Starting at the top of the listing, extract every line up to and including the one with "const PURPLE = 'text-[#5a17dc]';". Pictures stay out of the copy.

Records with interface code
-- -- --

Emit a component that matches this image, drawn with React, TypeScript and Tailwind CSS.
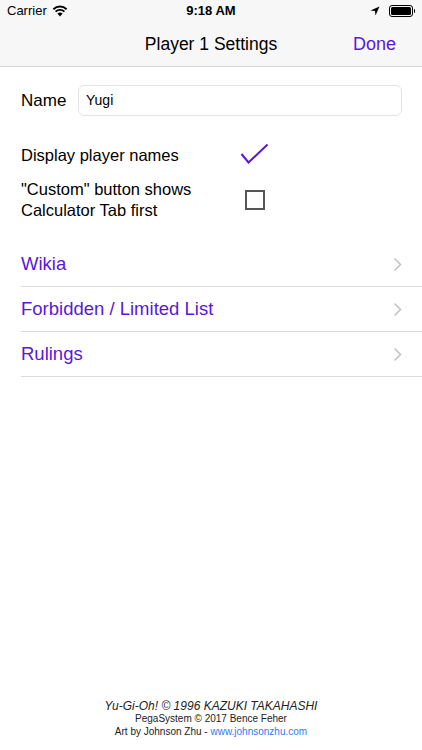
import React from 'react';

const PURPLE = 'text-[#5a17dc]';

const LinkRow = ({ label }: { label: string }) => (
  <div className="flex h-[45px] items-center justify-between border-b border-[#dcdcdc] pr-[20px] pt-[1px]">
    <span className={`text-[18.5px] ${PURPLE}`}>{label}</span>
    <svg width="9" height="15" viewBox="0 0 9 15" fill="none">
      <path d="M1.5 1.5 L7.5 7.5 L1.5 13.5" stroke="#c4c4c7" strokeWidth="1.6" />
    </svg>
  </div>
);

export default function App() {
  return (
    <div className="flex h-[750px] w-[422px] flex-col bg-white font-['Liberation_Sans',Arial,sans-serif] text-black">
      {/* status + nav */}
      <div className="border-b border-[#d6d6d6] bg-[#f7f7f7]">
        <div className="flex h-[22px] items-center justify-between px-[7px] text-[13px]">
          <div className="flex w-[120px] items-center gap-[5px]">
            <span>Carrier</span>
            <svg width="16" height="12" viewBox="0 0 16 12">
              <path d="M8 11.5 L5.4 8.6 A3.8 3.8 0 0 1 10.6 8.6 Z" fill="#000" />
              <path d="M3.6 6.6 A6.4 6.4 0 0 1 12.4 6.6" stroke="#000" strokeWidth="1.9" fill="none" />
              <path d="M1.4 4.2 A9.6 9.6 0 0 1 14.6 4.2" stroke="#000" strokeWidth="1.9" fill="none" />
            </svg>
          </div>
          <span className="font-bold">9:18 AM</span>
          <div className="flex w-[120px] items-center justify-end gap-[9px]">
            <svg width="10" height="10" viewBox="0 0 10 10">
              <path d="M9.5 0.5 L0.5 4.5 L5 5 L5.5 9.5 Z" fill="#000" />
            </svg>
            <div className="flex items-center">
              <div className="h-[12px] w-[24px] rounded-[3px] border border-black p-[1px]">
                <div className="h-full w-full rounded-[1.5px] bg-black" />
              </div>
              <div className="ml-[1px] h-[4px] w-[1.5px] rounded-r bg-black" />
            </div>
          </div>
        </div>
        <div className="relative flex h-[44px] items-center justify-center">
          <span className="text-[17.5px]">Player 1 Settings</span>
          <span className={`absolute right-[26px] text-[18px] ${PURPLE}`}>Done</span>
        </div>
      </div>

      {/* form */}
      <div className="flex flex-col pl-[21px]">
        <div className="mt-[18px] flex items-center pr-[20px]">
          <span className="w-[57px] text-[17px]">Name</span>
          <div className="flex h-[31px] flex-1 items-center rounded-[6px] border border-[#e4e4e4] px-[7px] text-[14px]">
            Yugi
          </div>
        </div>

        <div className="mt-[27px] flex items-center">
          <span className="w-[219px] text-[16.5px]">Display player names</span>
          <svg width="30" height="24" viewBox="0 0 30 24">
            <path d="M1.5 11 L8.5 19.5 L27.5 1.5" stroke="#5a17dc" strokeWidth="2" fill="none" />
          </svg>
        </div>

        <div className="mt-[11px] flex items-center">
          <span className="w-[224px] text-[16.5px] leading-[21px]">
            "Custom" button shows
            <br />
            Calculator Tab first
          </span>
          <div className="h-[20px] w-[20px] border-2 border-[#555]" />
        </div>

        <div className="mt-[21px] flex flex-col">
          <LinkRow label="Wikia" />
          <LinkRow label="Forbidden / Limited List" />
          <LinkRow label="Rulings" />
        </div>
      </div>

      {/* footer */}
      <div className="mt-auto mb-[12px] flex flex-col items-center text-[#222]">
        <span className="text-[12px] italic leading-[14px]">Yu-Gi-Oh! © 1996 KAZUKI TAKAHASHI</span>
        <span className="text-[10px] leading-[12px]">PegaSystem © 2017 Bence Feher</span>
        <span className="text-[10px] leading-[13px]">
          Art by Johnson Zhu - <span className="text-[#3478f6]">www.johnsonzhu.com</span>
        </span>
      </div>
    </div>
  );
}
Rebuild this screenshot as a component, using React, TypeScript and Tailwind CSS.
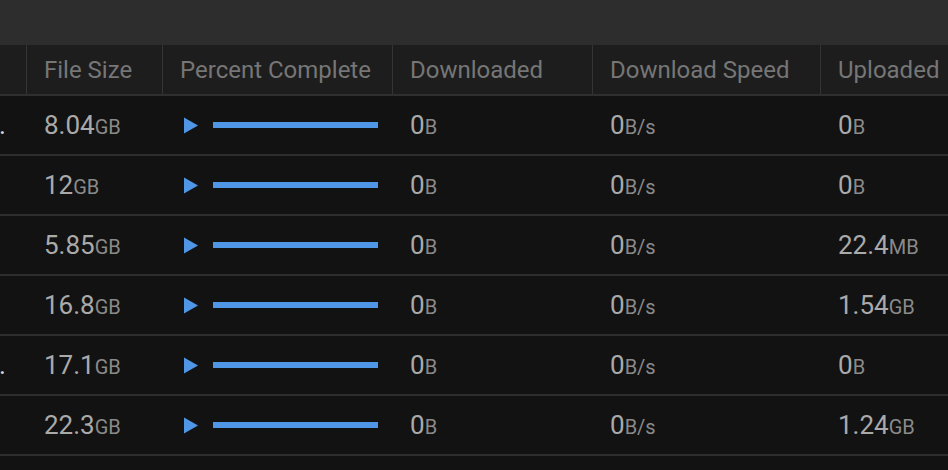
import React from "react";

type Row = {
  dot: boolean;
  size: [string, string];
  up: [string, string];
};

const rows: Row[] = [
  { dot: true, size: ["8.04", "GB"], up: ["0", "B"] },
  { dot: false, size: ["12", "GB"], up: ["0", "B"] },
  { dot: false, size: ["5.85", "GB"], up: ["22.4", "MB"] },
  { dot: false, size: ["16.8", "GB"], up: ["1.54", "GB"] },
  { dot: true, size: ["17.1", "GB"], up: ["0", "B"] },
  { dot: false, size: ["22.3", "GB"], up: ["1.24", "GB"] },
];

function Val({ n, u }: { n: string; u: string }) {
  return (
    <span className="whitespace-nowrap">
      <span className="text-[26px] text-[#aaaaaa]">{n}</span>
      <span className="text-[20px] text-[#8a8a8a]">{u}</span>
    </span>
  );
}

const cols = "grid grid-cols-[27px_136px_230px_200px_228px_1fr]";

export default function App() {
  return (
    <div
      className="w-[948px] h-[470px] overflow-hidden bg-[#121212]"
      style={{ fontFamily: "Roboto, 'Noto Sans', sans-serif" }}
    >
      <div className="h-[45px] bg-[#2d2d2d]" />
      <div className={`${cols} h-[51px] bg-[#1d1d1d] border-b-2 border-[#2f2f2f] text-[24px] text-[#767676]`}>
        {["", "File Size", "Percent Complete", "Downloaded", "Download Speed", "Uploaded"].map((h, i) => (
          <div
            key={i}
            className={`flex items-center pl-[17px] whitespace-nowrap overflow-hidden ${i < 5 ? "border-r-[1.5px] border-[#353535]" : ""}`}
          >
            {h}
          </div>
        ))}
      </div>
      {rows.map((r, i) => (
        <div key={i} className={`${cols} h-[60px] border-b-2 border-[#2e2e2e] bg-[#121212]`}>
          <div className="flex items-center">
            {r.dot && <span className="text-[26px] text-[#d8d8d8] leading-none -ml-[1px]">.</span>}
          </div>
          <div className="flex items-center pl-[17px]">
            <Val n={r.size[0]} u={r.size[1]} />
          </div>
          <div className="flex items-center pl-[21px]">
            <svg width="14" height="17" viewBox="0 0 14 17" className="shrink-0 block">
              <polygon points="0,0.5 14,8.5 0,16.5" fill="#4f96e6" />
            </svg>
            <div className="ml-[15px] w-[165px] h-[6px] bg-[#4f96e6]" />
          </div>
          <div className="flex items-center pl-[17px]">
            <Val n="0" u="B" />
          </div>
          <div className="flex items-center pl-[17px]">
            <Val n="0" u="B/s" />
          </div>
          <div className="flex items-center pl-[17px]">
            <Val n={r.up[0]} u={r.up[1]} />
          </div>
        </div>
      ))}
    </div>
  );
}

-- -- --

## Worked solution
Emit a component that matches this image, drawn with React, TypeScript and Tailwind CSS.
import React from 'react';

const PURPLE = 'text-[#5a17dc]';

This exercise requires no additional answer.